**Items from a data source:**
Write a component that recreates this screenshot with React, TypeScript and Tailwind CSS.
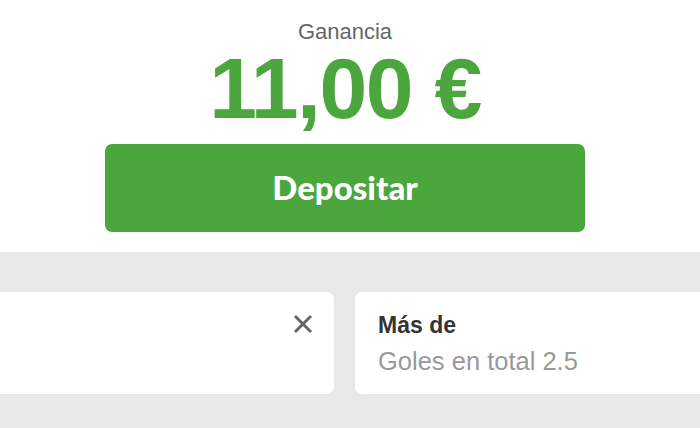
import React from "react";

export default function App() {
  return (
    <div className="w-[700px] h-[428px] overflow-hidden bg-[#e8e8e8] flex flex-col" style={{ fontFamily: '"Liberation Sans", Arial, sans-serif' }}>
      <div className="bg-white h-[252px] w-[700px]">
        <div className="w-[690px] flex flex-col items-center pt-[20px]">
          <div className="text-[22px] leading-[24px] text-[#666666]">Ganancia</div>
          <div className="text-[86px] leading-[88px] font-bold text-[#4ba63d] tracking-[-1.5px]">11,00 €</div>
          <button className="mt-[12px] w-[480px] h-[88px] rounded-[7px] bg-[#4ba63d] text-white text-[33px] font-black flex items-center justify-center" style={{ fontFamily: 'Lato, "Noto Sans", sans-serif' }}>
            Depositar
          </button>
        </div>
      </div>
      <div className="flex gap-[21px] mt-[40px] ml-[-40px]">
        <div className="shrink-0 w-[374px] h-[102px] bg-white rounded-[7px] flex justify-end pt-[21px] pr-[21px]">
          <svg width="20" height="20" viewBox="0 0 20 20" className="mt-[1px]">
            <path d="M2 2 L18 18 M18 2 L2 18" stroke="#666666" strokeWidth="3" strokeLinecap="butt" />
          </svg>
        </div>
        <div className="shrink-0 w-[400px] h-[102px] bg-white rounded-[7px] pl-[23px] pt-[19px]">
          <div className="text-[23px] leading-[28px] font-bold text-[#333333]">Más de</div>
          <div className="text-[25.5px] leading-[30px] text-[#999999] mt-[7px]">Goles en total 2.5</div>
        </div>
      </div>
    </div>
  );
}
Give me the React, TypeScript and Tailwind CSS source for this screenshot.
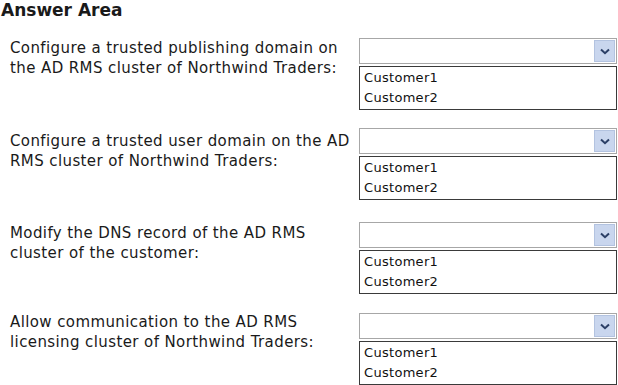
const rows = [
  {
    label: ["Configure a trusted publishing domain on", "the AD RMS cluster of Northwind Traders:"],
    mt: "mt-[18px]",
    lift: "mt-0",
  },
  {
    label: ["Configure a trusted user domain on the AD", "RMS cluster of Northwind Traders:"],
    mt: "mt-[18px]",
    lift: "mt-[3px]",
  },
  {
    label: ["Modify the DNS record of the AD RMS", "cluster of the customer:"],
    mt: "mt-[22px]",
    lift: "mt-[1px]",
  },
  {
    label: ["Allow communication to the AD RMS", "licensing cluster of Northwind Traders:"],
    mt: "mt-[19px]",
    lift: "-mt-[1px]",
  },
];

function Chevron() {
  return (
    <svg width="10" height="7" viewBox="0 0 10 7">
      <path d="M1 1.5 L5 5.2 L9 1.5" fill="none" stroke="#2b3f66" strokeWidth="2" />
    </svg>
  );
}

function Picker() {
  return (
    <div className="w-[258px] flex flex-col">
      <div className="h-[26px] flex border border-[#a7a7a7] bg-white">
        <div className="flex-1" />
        <div className="w-[21px] m-[1px] flex items-center justify-center bg-[#c9d6ee] border border-[#b3c3e0]">
          <Chevron />
        </div>
      </div>
      <div className="mt-[2px] h-[44px] border border-[#3a3a3a] px-[4px] pt-[1px] text-[13px] tracking-[0.3px] leading-[20px] text-[#111]">
        <div>Customer1</div>
        <div>Customer2</div>
      </div>
    </div>
  );
}

export default function App() {
  return (
    <div
      className="w-[618px] h-[385px] bg-white overflow-hidden text-[#1a1a1a]"
      style={{ fontFamily: "Tahoma, 'DejaVu Sans', Verdana, sans-serif" }}
    >
      <div className="pl-[1px] text-[17px] font-bold leading-[20px]">Answer Area</div>
      {rows.map((r, i) => (
        <div key={i} className={`flex ${r.mt}`}>
          <div className={`w-[359px] pl-[10px] text-[15px] tracking-[0.4px] leading-[20px] ${r.lift}`}>
            <div>{r.label[0]}</div>
            <div>{r.label[1]}</div>
          </div>
          <Picker />
        </div>
      ))}
    </div>
  );
}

**REQUIREMENTS:** Pictures excluded, repeat exactly the lines from the top of the material through the line with "import React from", including both of those lines.

**ANSWER:**
Write a component that recreates this screenshot with React, TypeScript and Tailwind CSS.
import React from "react";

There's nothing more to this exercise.